CONTEXT New York
The struggle with art fairs is two fold – how do you differentiate yourself from the competition in a meaningful way and how do you present yourself as more than a giant tent sale. CONTEXT Art Fair located at Pier 94 is the sister fair of CONTEXT Art Miami. They tick off a lot of the right boxes. There’s sponsored art works in the hall including a large politically themed work at the entrance by Jason Myers featuring 99 abstracted portraits representing the 99% of the population who’s concerns are faceless to the 1% controlling interest of the country – an interesting statement for an art fair – proceeds going to assorted charitable foundations. They have celebrity artwork in the expressionist paintings of Jason Newsted, formerly of Metallica. I’m not sure what Munch would have thought of …And Justice for All but there’s a pretty good chance he’d want the bass remixed. CONTEXT has also scheduled a series of panel conversations on a variety of topics. I caught the end of one titled Women Disrupting the Art World which interestingly turned to a discussion on technology in art.
It’s impossible to walk through an art fair or museum – or anywhere really – and not be constantly reminded of the pervasiveness of social media. One of the more popular booths at the show is Galeria Casa Cuadrada from Bogota whose booth is Instagram-ready. They prominently feature work by the sculptor Fidia Falaschetti who created an installation of security cameras repainted with logos of social media platforms. He also has a series of reconfigured cartoon characters in chrome and gold plating that screamed for attention. The back wall of the booth features large, vibrantly colored paintings by Rafa Macarron of whimsical characters in a fantastic landscape.
Gibbons&Nicholas, an Irish art concern, is showing a series of paintings by Marty Kelly that seem to depict a type of twilight existence – or a slightly menacing dream state. They also have a corner of paintings by Peter Burns who’s work has a medieval quality of myth telling, they’re charmingly painted with a long low note of apocalyptic despair.

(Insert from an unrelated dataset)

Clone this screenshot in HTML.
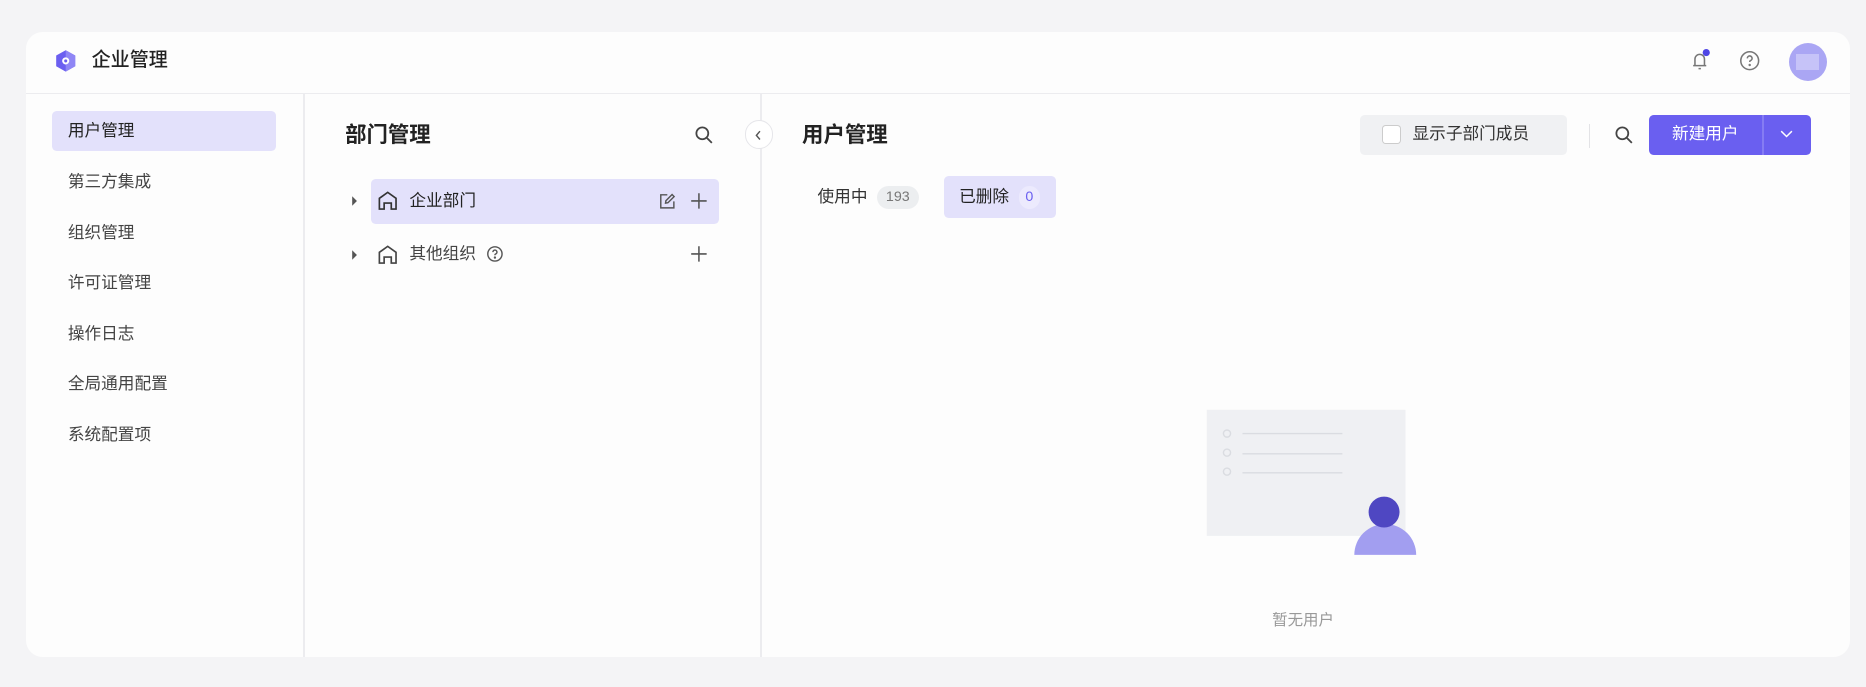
<!DOCTYPE html>
<html><head><meta charset="utf-8"><style>
*{margin:0;padding:0;box-sizing:border-box}
html,body{width:1866px;height:687px;overflow:hidden;background:#f4f4f6}
body{font-family:"Liberation Sans","Noto Sans CJK SC",sans-serif;color:#222}
#w{zoom:1.19;width:1568px;height:577px;position:relative}
.a{position:absolute}
.card{left:22px;top:27px;width:1533px;height:525px;background:#fdfdfd;border-radius:14px;overflow:hidden}
.t{position:absolute;white-space:nowrap;line-height:1}
.nav{left:57px;font-size:14px;color:#444}
</style></head><body><div id="w">
<div class="a card"></div>
<div class="a" style="left:22px;top:78px;width:1533px;height:1px;background:#ececef"></div>
<div class="a" style="left:255px;top:79px;width:1px;height:473px;background:#ececef"></div>
<div class="a" style="left:639px;top:79px;width:1px;height:473px;background:#ececef"></div>
<!-- logo -->
<svg class="a" style="left:46px;top:41px" width="18" height="20" viewBox="0 0 18 20"><path d="M9 1L17 5.5V14.5L9 19L1 14.5V5.5Z" fill="#6b5ff0"/><path d="M9 1L17 5.5V14.5L9 19Z" fill="#8f86f5"/><circle cx="9" cy="10" r="3" fill="#fff"/><circle cx="9" cy="10" r="1.3" fill="#6b5ff0"/></svg>
<div class="t" style="left:77px;top:43px;font-size:16px;font-weight:500;color:#222">企业管理</div>
<!-- header right -->
<svg class="a" style="left:1419px;top:41px" width="20" height="20" viewBox="0 0 20 20" fill="none" stroke="#777" stroke-width="1.3"><path d="M5 14V8.5a4 4 0 0 1 8 0V14M3.5 14h11M8 16.5h2"/><circle cx="14.5" cy="3" r="3" fill="#4f46e5" stroke="none"/></svg>
<svg class="a" style="left:1461px;top:42px" width="18" height="18" viewBox="0 0 18 18" fill="none" stroke="#777" stroke-width="1.3"><circle cx="9" cy="9" r="7.5"/><path d="M7 7a2 2 0 1 1 2.6 1.9c-.5.2-.6.6-.6 1.2"/><circle cx="9" cy="12.6" r=".4" fill="#777"/></svg>
<div class="a" style="left:1503px;top:36px;width:32px;height:32px;border-radius:50%;background:#aaa6f4;overflow:hidden"><div class="a" style="left:6px;top:9px;width:20px;height:14px;background:#c6c3f8"></div></div>
<!-- sidebar -->
<div class="a" style="left:44px;top:93px;width:188px;height:34px;background:#e3e1fb;border-radius:4px"></div>
<div class="t nav" style="top:103px;color:#222">用户管理</div>
<div class="t nav" style="top:146px">第三方集成</div>
<div class="t nav" style="top:189px">组织管理</div>
<div class="t nav" style="top:231px">许可证管理</div>
<div class="t nav" style="top:274px">操作日志</div>
<div class="t nav" style="top:316px">全局通用配置</div>
<div class="t nav" style="top:359px">系统配置项</div>
<!-- middle -->
<div class="t" style="left:290px;top:105px;font-size:18px;font-weight:600">部门管理</div>
<svg class="a" style="left:583px;top:105px" width="17" height="17" viewBox="0 0 17 17" fill="none" stroke="#444" stroke-width="1.5"><circle cx="7" cy="7" r="5"/><path d="M11 11l4 4"/></svg>
<div class="a" style="left:312px;top:150px;width:292px;height:38px;background:#e3e1fb;border-radius:4px"></div>
<svg class="a" style="left:295px;top:164px" width="6" height="10"><path d="M1 1l4 4-4 4z" fill="#555"/></svg>
<svg class="a" style="left:317px;top:160px" width="18" height="18" viewBox="0 0 18 18" fill="none" stroke="#333" stroke-width="1.4"><path d="M2 16V7l7-5 7 5v9h-4v-5H6v5z"/></svg>
<div class="t" style="left:344px;top:162px;font-size:14px;color:#222">企业部门</div>
<svg class="a" style="left:554px;top:162px" width="14" height="14" viewBox="0 0 14 14" fill="none" stroke="#555" stroke-width="1.2"><path d="M7 1.5H1.5v11h11V7"/><path d="M5.5 8.5l.3-2L11 1.3l1.7 1.7-5.2 5.2z"/></svg>
<svg class="a" style="left:580px;top:161px" width="15" height="15" fill="none" stroke="#555" stroke-width="1.3"><path d="M7.5 1v13M1 7.5h13"/></svg>
<svg class="a" style="left:295px;top:209px" width="6" height="10"><path d="M1 1l4 4-4 4z" fill="#555"/></svg>
<svg class="a" style="left:317px;top:205px" width="18" height="18" viewBox="0 0 18 18" fill="none" stroke="#444" stroke-width="1.4"><path d="M2 16V7l7-5 7 5v9h-4v-5H6v5z"/></svg>
<div class="t" style="left:344px;top:207px;font-size:14px;color:#444">其他组织</div>
<svg class="a" style="left:408px;top:206px" width="15" height="15" viewBox="0 0 15 15" fill="none" stroke="#555" stroke-width="1.2"><circle cx="7.5" cy="7.5" r="6"/><path d="M5.8 6a1.7 1.7 0 1 1 2.2 1.6c-.4.2-.5.5-.5 1"/><circle cx="7.5" cy="10.6" r=".4" fill="#555"/></svg>
<svg class="a" style="left:580px;top:206px" width="15" height="15" fill="none" stroke="#555" stroke-width="1.3"><path d="M7.5 1v13M1 7.5h13"/></svg>
<!-- collapse -->
<div class="a" style="left:626px;top:101px;width:24px;height:24px;border-radius:50%;background:#fff;border:1px solid #e6e6ea"></div>
<svg class="a" style="left:634px;top:109px" width="8" height="9" fill="none" stroke="#555" stroke-width="1.2"><path d="M5 1L2 4.5 5 8"/></svg>
<!-- right -->
<div class="t" style="left:674px;top:105px;font-size:18px;font-weight:600">用户管理</div>
<div class="a" style="left:1143px;top:97px;width:174px;height:33px;background:#f0f1f3;border-radius:4px"></div>
<div class="a" style="left:1161px;top:105px;width:16px;height:16px;background:#fff;border:1px solid #ccc;border-radius:3px"></div>
<div class="t" style="left:1187px;top:106px;font-size:14px;color:#333">显示子部门成员</div>
<div class="a" style="left:1335px;top:104px;width:1px;height:20px;background:#e3e3e6"></div>
<svg class="a" style="left:1356px;top:105px" width="17" height="17" viewBox="0 0 17 17" fill="none" stroke="#444" stroke-width="1.5"><circle cx="7" cy="7" r="5"/><path d="M11 11l4 4"/></svg>
<div class="a" style="left:1386px;top:97px;width:136px;height:33px;background:#6a5ff0;border-radius:4px"></div>
<div class="a" style="left:1481px;top:97px;width:1px;height:33px;background:#857cf3"></div>
<div class="t" style="left:1405px;top:106px;font-size:14px;color:#fff">新建用户</div>
<svg class="a" style="left:1496px;top:109px" width="11" height="7" fill="none" stroke="#fff" stroke-width="1.2"><path d="M1 1l4.5 4.5L10 1"/></svg>
<!-- tabs -->
<div class="t" style="left:687px;top:159px;font-size:14px;color:#333">使用中</div>
<div class="a" style="left:737px;top:156px;width:35px;height:20px;background:#eceef0;border-radius:10px;font-size:12px;color:#777;text-align:center;line-height:20px">193</div>
<div class="a" style="left:793px;top:148px;width:94px;height:35px;background:#e3e1fb;border-radius:4px"></div>
<div class="t" style="left:806px;top:159px;font-size:14px;color:#222">已删除</div>
<div class="a" style="left:856px;top:156px;width:18px;height:20px;background:#eceafd;border-radius:10px;font-size:12px;color:#6a5ff0;text-align:center;line-height:20px">0</div>
<!-- empty -->
<svg class="a" style="left:1010px;top:340px" width="190" height="130" viewBox="1010 340 190 130">
<rect x="1014" y="344" width="167" height="106" fill="#eff0f3"/>
<g fill="none" stroke="#dadce1" stroke-width="1.2"><circle cx="1031" cy="364" r="3"/><circle cx="1031" cy="380" r="3"/><circle cx="1031" cy="396" r="3"/><path d="M1044 364h84M1044 381h84M1044 397h84"/></g>
<path d="M1138 466a26 26 0 0 1 52 0z" fill="#a29ef0"/>
<circle cx="1163" cy="430" r="13" fill="#4f47c2"/>
</svg>
<div class="t" style="left:1069px;top:515px;font-size:13px;color:#999">暂无用户</div>
</div></body></html>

Richard Koh Fine Art of Singapore is showing a pair of sculptures by Anne Samat titled “Huntsman.” These figures are made of common materials like rakes, washers, shovels, string and beads constructed to form beautifully abstracted symmetrical forms that have a hypnotic quality of icons or shrines.
In keeping with the theme of iconography, Jaeckel Gallery is showing a large two-paneled painting by Danny Rolph featuring images of Lou Reed and David Bowie. The work is anything but elegaic though, and the musician’s portraits are practically hidden in the swirl of color and texture. Rolph paints on semi-translucent panels used in construction. The paint is brightly colored and features hard-edged patterns contrasted by more brushy paint and collaged elements. He stacks the panels and makes use of the translucency to give added depth to the work.
Plenty to see – they make full use of the cavernous space of the pier. Given that this is only the second year of CONTEXT in New York it will be interesting to see how the fair develops in the future.